Why did so many NFT hashtag guides perform badly over time?
Because they were built for volume and query matching, not for explaining how platform ranking systems and category demand actually work.

Did platform algorithms make hashtags useless?
Not entirely. The bigger shift is that recommendation systems increasingly reward engagement and relevance signals more than simple hashtag stuffing, which lowered the leverage hashtags once seemed to have.

What should NFT marketers focus on instead?
Clear positioning, stronger platform-native creative, proof of relevance, retention, and measurement of real engagement signals rather than simple metadata optimization.

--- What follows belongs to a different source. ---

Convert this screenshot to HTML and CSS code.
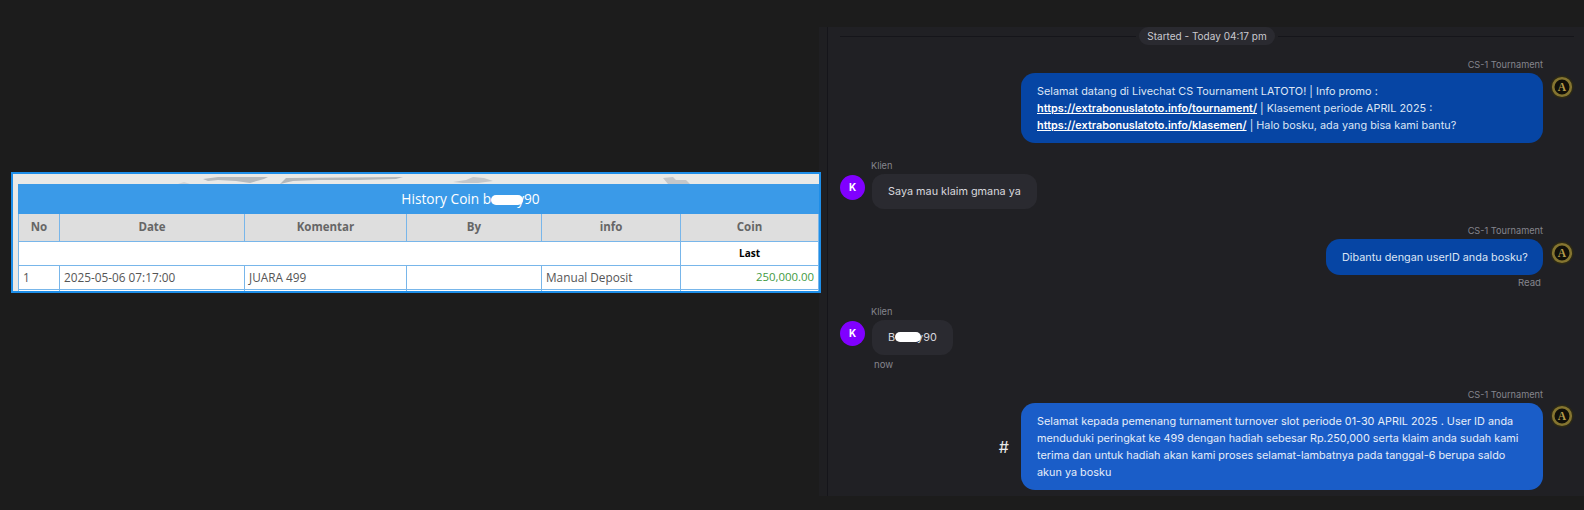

Can a better article still rank for this topic?
Yes. The current SERP is weak and full of low-value utility pages. A stronger editorial page can compete by explaining why the tactic failed and what should replace it.

Verdict

NFT hashtags did not fail because hashtags were always worthless. They failed because marketers treated them like a cure for weak demand, weak content, and weak strategy. That is the sharper conclusion, and it is the one worth ranking.

If the category ever regains real momentum, hashtags may again play a supporting role. But they will still be supporting role tools. The market already ran the experiment of making them the strategy. It did not work.

For NFT marketers, the lesson is durable: if the audience is tired, the message is weak, and the platform rewards stronger content signals than metadata, no hashtag list is going to save the campaign. At that point the problem is not discoverability. It is substance.